Instruction:
For the listing below, give the count of lines containing "styles", and no other text.

** Start Records for the exercise **

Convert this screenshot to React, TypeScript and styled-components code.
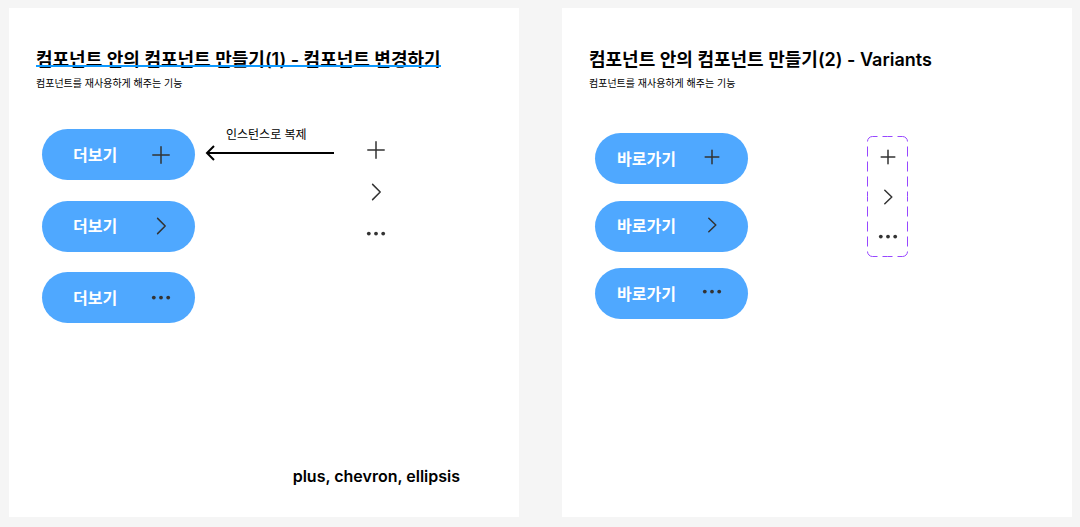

** End Records for the exercise **
** Start Records for the exercise **

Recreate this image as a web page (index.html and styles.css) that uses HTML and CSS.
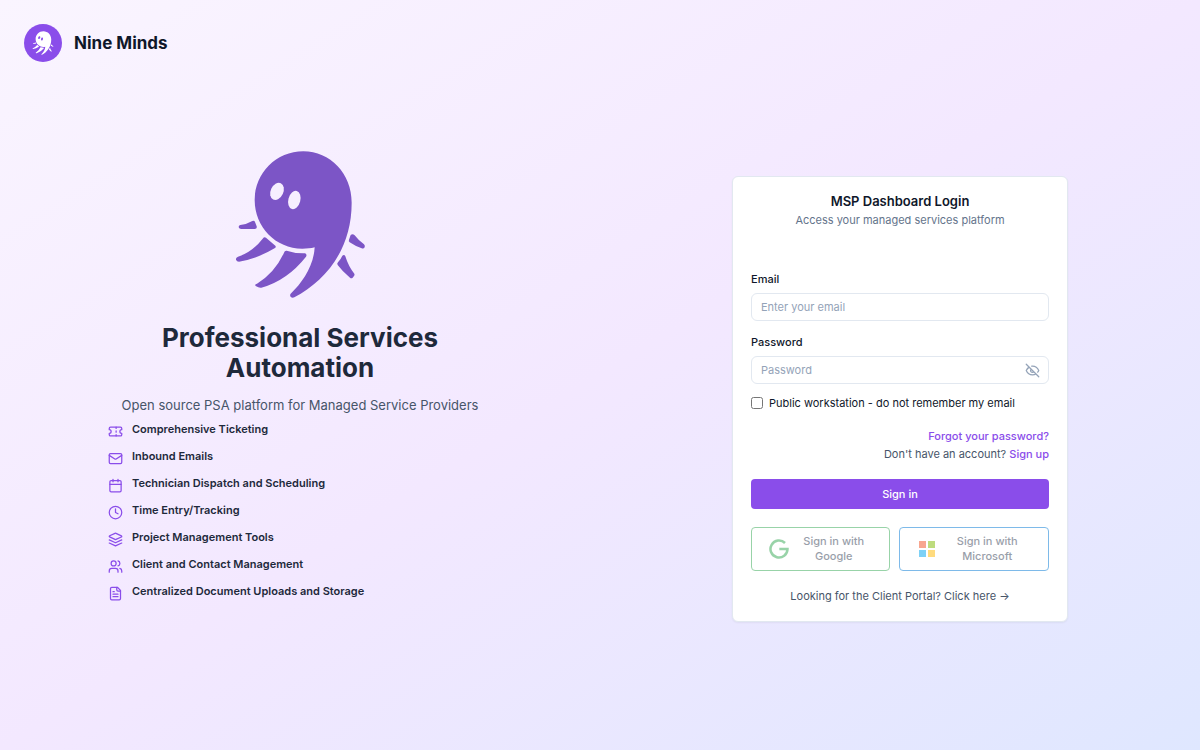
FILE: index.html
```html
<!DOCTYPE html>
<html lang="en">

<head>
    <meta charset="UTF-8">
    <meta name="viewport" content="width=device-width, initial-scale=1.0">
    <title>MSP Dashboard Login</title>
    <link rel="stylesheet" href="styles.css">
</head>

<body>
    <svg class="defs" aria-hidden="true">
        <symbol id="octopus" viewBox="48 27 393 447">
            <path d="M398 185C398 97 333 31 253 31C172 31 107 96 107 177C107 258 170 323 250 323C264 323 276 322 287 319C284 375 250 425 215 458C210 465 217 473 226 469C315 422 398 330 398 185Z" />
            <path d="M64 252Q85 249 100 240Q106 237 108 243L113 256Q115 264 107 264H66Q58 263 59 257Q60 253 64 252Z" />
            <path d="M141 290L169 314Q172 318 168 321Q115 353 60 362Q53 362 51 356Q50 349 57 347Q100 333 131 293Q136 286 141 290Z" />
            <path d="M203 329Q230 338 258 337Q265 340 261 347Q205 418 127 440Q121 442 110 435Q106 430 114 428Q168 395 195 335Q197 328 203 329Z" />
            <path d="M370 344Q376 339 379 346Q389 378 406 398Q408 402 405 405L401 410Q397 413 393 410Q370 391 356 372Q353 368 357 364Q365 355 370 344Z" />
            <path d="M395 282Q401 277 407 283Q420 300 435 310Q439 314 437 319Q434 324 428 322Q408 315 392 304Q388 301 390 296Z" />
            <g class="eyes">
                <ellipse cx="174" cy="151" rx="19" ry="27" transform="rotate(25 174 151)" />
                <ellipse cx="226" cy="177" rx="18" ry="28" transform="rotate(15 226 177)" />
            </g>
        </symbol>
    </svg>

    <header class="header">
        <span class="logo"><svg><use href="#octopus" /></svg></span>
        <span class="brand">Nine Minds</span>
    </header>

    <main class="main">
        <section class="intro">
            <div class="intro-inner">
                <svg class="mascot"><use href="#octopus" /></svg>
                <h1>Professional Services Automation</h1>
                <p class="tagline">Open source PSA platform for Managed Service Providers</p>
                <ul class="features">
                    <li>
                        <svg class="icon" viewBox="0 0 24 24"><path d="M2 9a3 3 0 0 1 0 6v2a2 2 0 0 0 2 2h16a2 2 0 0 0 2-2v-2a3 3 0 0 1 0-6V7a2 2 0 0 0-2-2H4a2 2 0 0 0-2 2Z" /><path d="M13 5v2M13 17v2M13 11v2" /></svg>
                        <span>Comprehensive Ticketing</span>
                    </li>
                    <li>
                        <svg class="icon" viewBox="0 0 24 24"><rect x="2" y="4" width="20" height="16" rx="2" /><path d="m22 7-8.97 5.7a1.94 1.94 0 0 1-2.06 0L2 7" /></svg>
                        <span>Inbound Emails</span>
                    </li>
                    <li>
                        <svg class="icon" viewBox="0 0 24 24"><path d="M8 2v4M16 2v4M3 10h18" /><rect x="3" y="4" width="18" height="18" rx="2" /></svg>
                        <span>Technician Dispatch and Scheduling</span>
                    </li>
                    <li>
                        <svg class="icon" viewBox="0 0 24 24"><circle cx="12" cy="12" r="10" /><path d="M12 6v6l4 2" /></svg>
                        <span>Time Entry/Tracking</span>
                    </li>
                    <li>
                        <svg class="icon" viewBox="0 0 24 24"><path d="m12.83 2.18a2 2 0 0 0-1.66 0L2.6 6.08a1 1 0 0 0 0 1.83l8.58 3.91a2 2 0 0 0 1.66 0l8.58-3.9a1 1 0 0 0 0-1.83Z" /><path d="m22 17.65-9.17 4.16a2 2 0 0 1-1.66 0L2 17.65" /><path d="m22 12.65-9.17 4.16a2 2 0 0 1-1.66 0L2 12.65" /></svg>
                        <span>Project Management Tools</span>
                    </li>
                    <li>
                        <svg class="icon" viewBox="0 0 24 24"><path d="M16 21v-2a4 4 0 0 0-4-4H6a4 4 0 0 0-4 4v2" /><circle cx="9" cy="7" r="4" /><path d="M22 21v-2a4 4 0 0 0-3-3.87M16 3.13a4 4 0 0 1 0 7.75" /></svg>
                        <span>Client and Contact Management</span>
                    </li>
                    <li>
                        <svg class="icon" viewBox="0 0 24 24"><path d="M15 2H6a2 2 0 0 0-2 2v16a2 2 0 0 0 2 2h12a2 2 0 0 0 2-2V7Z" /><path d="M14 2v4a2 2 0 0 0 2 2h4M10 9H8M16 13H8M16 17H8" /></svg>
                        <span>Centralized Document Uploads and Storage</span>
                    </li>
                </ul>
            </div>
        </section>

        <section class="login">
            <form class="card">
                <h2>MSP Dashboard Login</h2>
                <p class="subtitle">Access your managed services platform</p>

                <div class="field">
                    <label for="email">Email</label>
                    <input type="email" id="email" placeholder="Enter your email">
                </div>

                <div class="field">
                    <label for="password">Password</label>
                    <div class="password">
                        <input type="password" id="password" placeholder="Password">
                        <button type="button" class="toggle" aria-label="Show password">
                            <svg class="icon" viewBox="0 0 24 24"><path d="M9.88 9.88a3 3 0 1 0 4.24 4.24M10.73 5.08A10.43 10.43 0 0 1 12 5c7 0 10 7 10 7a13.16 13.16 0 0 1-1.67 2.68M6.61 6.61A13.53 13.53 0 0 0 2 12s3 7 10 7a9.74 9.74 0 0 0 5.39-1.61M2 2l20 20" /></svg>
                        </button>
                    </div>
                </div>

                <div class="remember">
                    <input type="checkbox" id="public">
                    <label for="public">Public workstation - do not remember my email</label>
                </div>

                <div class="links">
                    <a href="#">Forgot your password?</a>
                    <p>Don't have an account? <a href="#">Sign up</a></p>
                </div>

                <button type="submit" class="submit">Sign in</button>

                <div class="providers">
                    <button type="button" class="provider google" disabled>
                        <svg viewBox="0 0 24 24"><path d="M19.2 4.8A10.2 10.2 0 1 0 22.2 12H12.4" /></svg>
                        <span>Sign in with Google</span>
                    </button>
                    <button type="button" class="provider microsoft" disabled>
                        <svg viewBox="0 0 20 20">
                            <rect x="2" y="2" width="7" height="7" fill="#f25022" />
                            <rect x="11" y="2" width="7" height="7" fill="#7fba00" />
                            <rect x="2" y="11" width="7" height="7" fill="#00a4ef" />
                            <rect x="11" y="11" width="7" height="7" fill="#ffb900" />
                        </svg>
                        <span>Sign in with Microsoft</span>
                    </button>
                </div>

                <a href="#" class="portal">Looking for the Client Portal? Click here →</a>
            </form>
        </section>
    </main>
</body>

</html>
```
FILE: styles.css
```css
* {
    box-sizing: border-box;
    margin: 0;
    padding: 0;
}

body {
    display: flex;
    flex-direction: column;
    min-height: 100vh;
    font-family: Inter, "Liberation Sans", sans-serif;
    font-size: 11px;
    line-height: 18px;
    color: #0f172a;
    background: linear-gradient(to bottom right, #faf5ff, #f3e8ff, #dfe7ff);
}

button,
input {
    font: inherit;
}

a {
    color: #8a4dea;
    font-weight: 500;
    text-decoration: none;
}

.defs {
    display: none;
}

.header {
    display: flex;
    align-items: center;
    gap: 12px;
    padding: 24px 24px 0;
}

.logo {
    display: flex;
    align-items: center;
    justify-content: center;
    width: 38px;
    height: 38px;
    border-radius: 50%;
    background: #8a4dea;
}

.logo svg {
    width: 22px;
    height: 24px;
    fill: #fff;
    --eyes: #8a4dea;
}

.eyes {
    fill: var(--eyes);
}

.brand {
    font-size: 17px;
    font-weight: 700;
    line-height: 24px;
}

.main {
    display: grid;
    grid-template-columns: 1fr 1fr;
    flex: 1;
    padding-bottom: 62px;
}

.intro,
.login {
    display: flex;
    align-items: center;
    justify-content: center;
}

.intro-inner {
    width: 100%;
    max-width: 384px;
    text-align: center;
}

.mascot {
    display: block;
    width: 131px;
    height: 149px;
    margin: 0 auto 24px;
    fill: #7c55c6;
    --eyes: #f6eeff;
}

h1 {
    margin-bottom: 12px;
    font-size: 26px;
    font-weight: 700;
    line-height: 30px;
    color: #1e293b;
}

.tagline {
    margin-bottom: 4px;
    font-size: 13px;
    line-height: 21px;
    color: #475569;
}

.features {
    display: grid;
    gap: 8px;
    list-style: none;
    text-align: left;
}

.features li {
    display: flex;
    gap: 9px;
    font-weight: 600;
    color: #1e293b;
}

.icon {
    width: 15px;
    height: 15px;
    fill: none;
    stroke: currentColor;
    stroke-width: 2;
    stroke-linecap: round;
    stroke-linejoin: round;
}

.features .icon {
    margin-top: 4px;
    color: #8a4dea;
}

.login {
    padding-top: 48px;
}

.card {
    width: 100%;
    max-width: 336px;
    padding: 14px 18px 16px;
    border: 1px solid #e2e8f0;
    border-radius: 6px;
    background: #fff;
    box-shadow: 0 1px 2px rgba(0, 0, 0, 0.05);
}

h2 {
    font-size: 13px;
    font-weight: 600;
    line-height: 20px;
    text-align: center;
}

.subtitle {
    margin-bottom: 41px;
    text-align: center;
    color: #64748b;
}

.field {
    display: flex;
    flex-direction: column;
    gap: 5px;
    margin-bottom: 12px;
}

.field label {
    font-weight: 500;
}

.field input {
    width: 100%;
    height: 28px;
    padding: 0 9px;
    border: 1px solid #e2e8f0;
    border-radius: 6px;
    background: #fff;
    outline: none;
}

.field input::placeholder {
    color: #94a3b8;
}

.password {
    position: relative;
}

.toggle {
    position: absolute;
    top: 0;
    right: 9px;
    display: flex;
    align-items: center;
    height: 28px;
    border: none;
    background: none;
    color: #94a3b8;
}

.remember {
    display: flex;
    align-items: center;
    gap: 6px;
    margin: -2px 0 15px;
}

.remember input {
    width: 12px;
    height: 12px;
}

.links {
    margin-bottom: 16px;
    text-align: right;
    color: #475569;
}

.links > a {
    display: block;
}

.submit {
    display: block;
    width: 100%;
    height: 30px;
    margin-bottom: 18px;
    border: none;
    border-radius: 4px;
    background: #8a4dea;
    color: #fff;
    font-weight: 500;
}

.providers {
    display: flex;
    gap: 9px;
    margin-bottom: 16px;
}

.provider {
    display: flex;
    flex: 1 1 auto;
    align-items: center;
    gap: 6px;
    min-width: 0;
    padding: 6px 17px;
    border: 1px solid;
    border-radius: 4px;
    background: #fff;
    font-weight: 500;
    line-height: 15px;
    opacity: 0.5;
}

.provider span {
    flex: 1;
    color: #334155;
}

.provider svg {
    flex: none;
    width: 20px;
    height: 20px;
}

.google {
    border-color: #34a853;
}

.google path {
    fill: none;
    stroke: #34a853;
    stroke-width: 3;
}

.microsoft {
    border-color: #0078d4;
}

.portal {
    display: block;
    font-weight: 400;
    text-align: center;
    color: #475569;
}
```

** End Records for the exercise **

Written solution:
3